Unpacking no-confidence motion prospects



MASERU – The no-confidence motion filed against government this week could fail because the nominee for premier, Samuel Rapapa, is not leader of a political party, if precedence is followed.

The motion was filed by All Basotho Convention (ABC) MP for the Koro-Koro constituency Motebang Koma and seconded by opposition Democratic Congress (DC) deputy leader Motlalentoa Letsosa.

Koma is one of over 20 ABC MPs aligned to an anti-Thabane faction within the party, the so-called Likatana, which fiercely backs disputed Deputy Leader Professor Nqosa Mahao.

The motion is analogous to a putative 2012 no-confidence motion against former Prime Minister Pakalitha Mosisili.

The motion was mooted by an alliance of opposition parties that wanted former Lesotho Congress for Democracy (LCD) secretary general Mothetjoa Metsing to take over the premiership.

However, the plot failed after former Speaker of the National Assembly at the time Ntlhoi Motsamai and then Leader of the House, former Deputy Prime Minister Lesao Lehohla, ruled a prospective premier should be an MP.

The nominee also had to be leader of a political party or coalition of political parties commanding the majority in parliament.

Rapapa has declared his readiness to act as caretaker premier should the motion succeed.

Lehohla at the time announced that the motion contravened some sections of the constitution.

According to Lehohla, it was during consultations with Motsamai that the need for the nominee to be a party leader emerged.

“We had to consult with the authors of the motion to establish if Metsing was the leader of a party or at least a coalition of parties to be nominated as prime minister,” Lehohla said.

“We ascertained that Metsing was not a leader of any political opposition party or a coalition of opposition parties, a fact which stripped the motion of credibility.”

Lehohla also revealed that after news of the motion broke, he asked Metsing if he had given consent to be nominated but “he told me he knew nothing about it”.

The attempt to remove Mosisili was precipitated by internal squabbles in the LCD.

Lehohla told Public Eye yesterday current political events mirrored the 2012 saga, adding his stance had since slightly shifted because, the Sesotho version of the constitution “states that anyone” can be premier should a motion succeed.

But, the English version states the nominee should “the leader of a party or coalition of parties commanding a majority in the house”.

According to the veteran politician, the dominant question should be whether indeed a caretaker Prime Minister should be leader of a political party or coalition of parties, when the motion was made in the middle of the life of a parliament and “not when we are coming back from elections”.

“Obviously when we return from elections it is clear that there are political parties in parliament and that a premier should be derived from the one that commands majority seats,” Lehohla said.

“But, in this instance, we are talking about a person who has been nominated within and not outside parliament.

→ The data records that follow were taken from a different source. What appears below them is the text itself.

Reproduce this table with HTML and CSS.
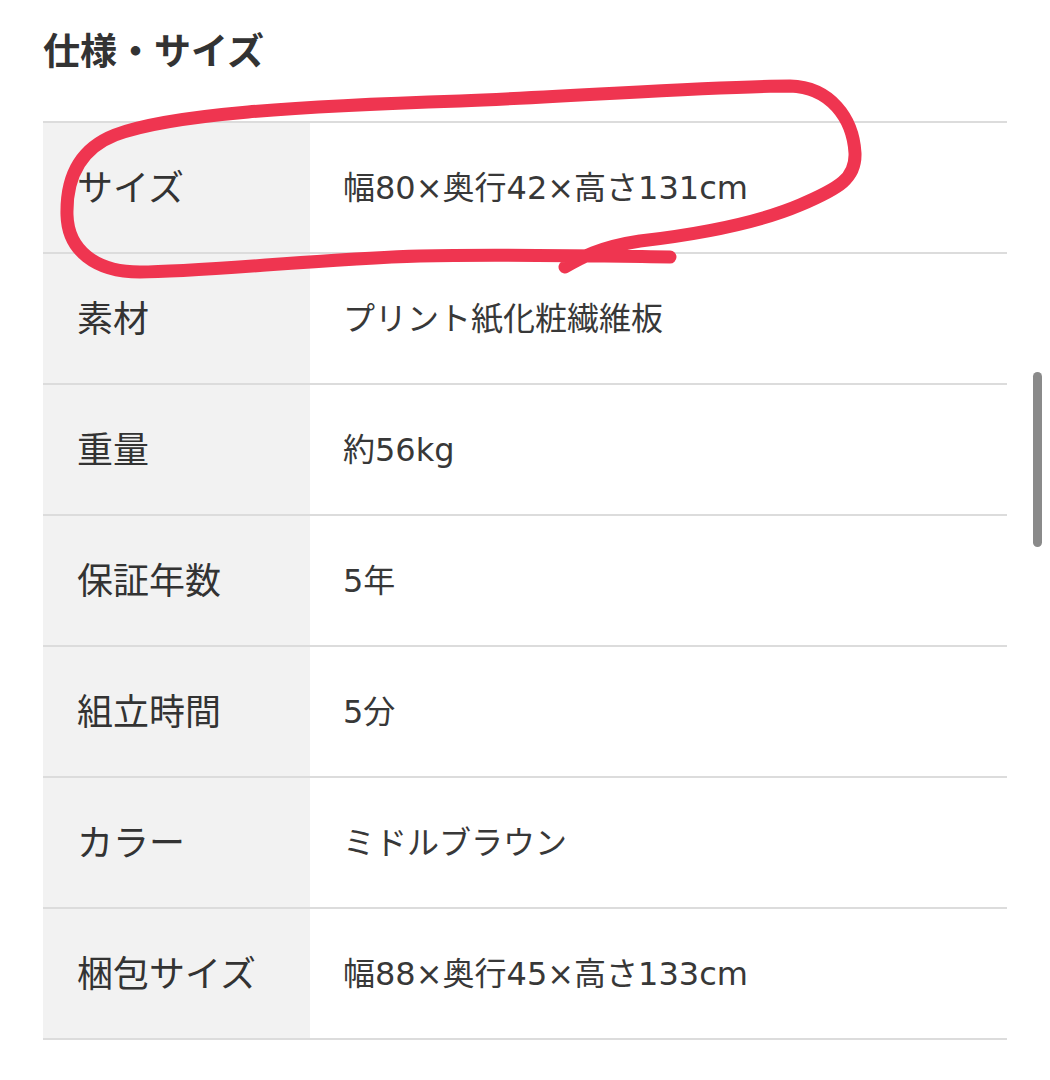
FILE: index.html
```html
<!DOCTYPE html>
<html lang="ja">
<head>
  <meta charset="UTF-8" />
  <meta name="viewport" content="width=device-width, initial-scale=1.0" />
  <title>仕様・サイズ</title>
  <link rel="stylesheet" href="styles.css">
</head>
<body>
  <div class="page">
    <h2 class="spec-title">仕様・サイズ</h2>

    <table class="spec">
      <tr><th>サイズ</th><td>幅80×奥行42×高さ131cm</td></tr>
      <tr><th>素材</th><td>プリント紙化粧繊維板</td></tr>
      <tr><th>重量</th><td>約56kg</td></tr>
      <tr><th>保証年数</th><td>5年</td></tr>
      <tr><th>組立時間</th><td>5分</td></tr>
      <tr><th>カラー</th><td>ミドルブラウン</td></tr>
      <tr><th>梱包サイズ</th><td>幅88×奥行45×高さ133cm</td></tr>
    </table>

    <!-- hand drawn marker over the first row -->
    <svg class="scribble" width="1050" height="300" viewBox="0 0 1050 300">
      <path d="M670 257 C 600 256, 500 254, 420 256 C 320 259, 200 272, 140 272 C 95 272, 68 250, 67 215 C 66 175, 82 148, 115 135 C 170 114, 300 106, 460 101 C 600 95, 720 86, 790 86 C 830 87, 853 118, 855 153 C 856 178, 840 188, 800 205 C 760 222, 700 234, 640 241 C 600 247, 580 258, 565 267"
        fill="none" stroke="#ef3550" stroke-width="13" stroke-linecap="round" stroke-linejoin="round" />
    </svg>

    <div class="scroll-thumb"></div>
  </div>
</body>
</html>
```

FILE: styles.css
```css
body {
  margin: 0;
  background: #fff;
  color: #333;
  font-family: "Noto Sans CJK JP", "Noto Sans", sans-serif;
}
.page {
  position: relative;
  height: 1080px;
  padding: 0 43px;
  overflow: hidden;
}
.spec-title {
  margin: 27px 0 50px;
  font-size: 37px;
  line-height: 44px;
  font-weight: 700;
}
.spec {
  width: 964px;
  border-collapse: collapse;
  border-top: 2px solid #dcdcdc;
}
.spec tr {
  height: 131px;
  border-bottom: 2px solid #dcdcdc;
}
.spec th, .spec td {
  padding: 0 0 5px;
  vertical-align: middle;
  text-align: left;
}
.spec th {
  width: 233px;
  padding-left: 34px;
  background: #f2f2f2;
  font-size: 36px;
  font-weight: 400;
}
.spec td {
  padding-left: 33px;
  font-family: "DejaVu Sans", "Noto Sans CJK JP", sans-serif;
  font-size: 32px;
  font-weight: 400;
  color: #383838;
}
.scribble {
  position: absolute;
  top: 0;
  left: 0;
  pointer-events: none;
}
.scroll-thumb {
  position: absolute;
  top: 372px;
  left: 1033px;
  width: 9px;
  height: 175px;
  border-radius: 5px;
  background: #8a8a8a;
}
```
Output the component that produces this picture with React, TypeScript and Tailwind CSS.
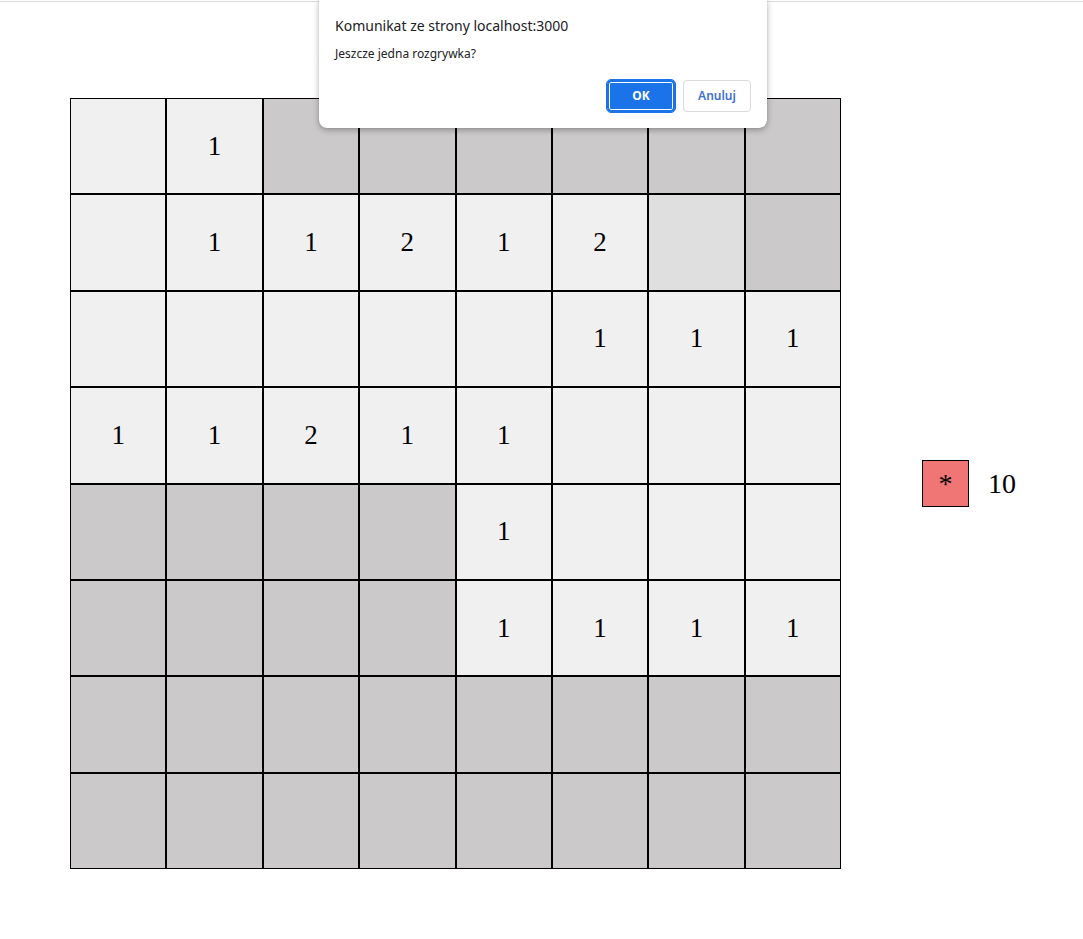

We are talking about a parliamentary leader nominated by MPs. Should it necessarily be the leader of a political party? What should we have as proof that the person is the leader of a political party?

“If MPs in parliament could turn against their leader in parliament, how then do we determine that the nominated person is the new leader?”

Lehohla said it was imperative that the phrase “leader of a political party or coalition” be “unpacked in the true sense of the law”.

“For instance, the law should be specific to say, the leader referred to in the constitution should either be the parliamentary one or the one elected outside parliament by people at the grassroots. This issue needs to be properly unpacked, legally,” Lehohla said.

Transformation Resource Centre (TRC) Director Tsikoane Peshoane, said reports that Speaker of the National Assembly Sephiri Motanyane wants to block Rapapa’s nomination because he was not leader of a political party were disturbing.

Also, Motanyane allegedly believes Koma should cross the floor to the opposition because he could not mount a no-confidence vote against a political party of which he was MP.

However, Peshoane said Motanyane was introducing laws that do not exist.

“But Koma is not a member of cabinet. He’s just an ordinary MP. If he was a minister he would be asked to resign. This purported ruling by the Speaker is out of order.

“Where does it come from? The ABC was elected at the grassroots and Koma is part of that party,” Peshoane said.

“The premier is the product of parliament which endorsed him and will be removed by the same parliament when need arises. Thabane was not endorsed by people in the grassroots, but by MPs.”

On Rapapa, Peshoane noted that section 87 (2) of the constitution was not “exclusive to leaders of political parties” and that “it is misleading to say an ordinary MP does not qualify to become a premier”.

“Any member of the national assembly qualifies to be elected PM in parliament. There is no constitutional crisis here. It is being fabricated as a mere delaying tactic to avert the inevitable,” Peshoane said.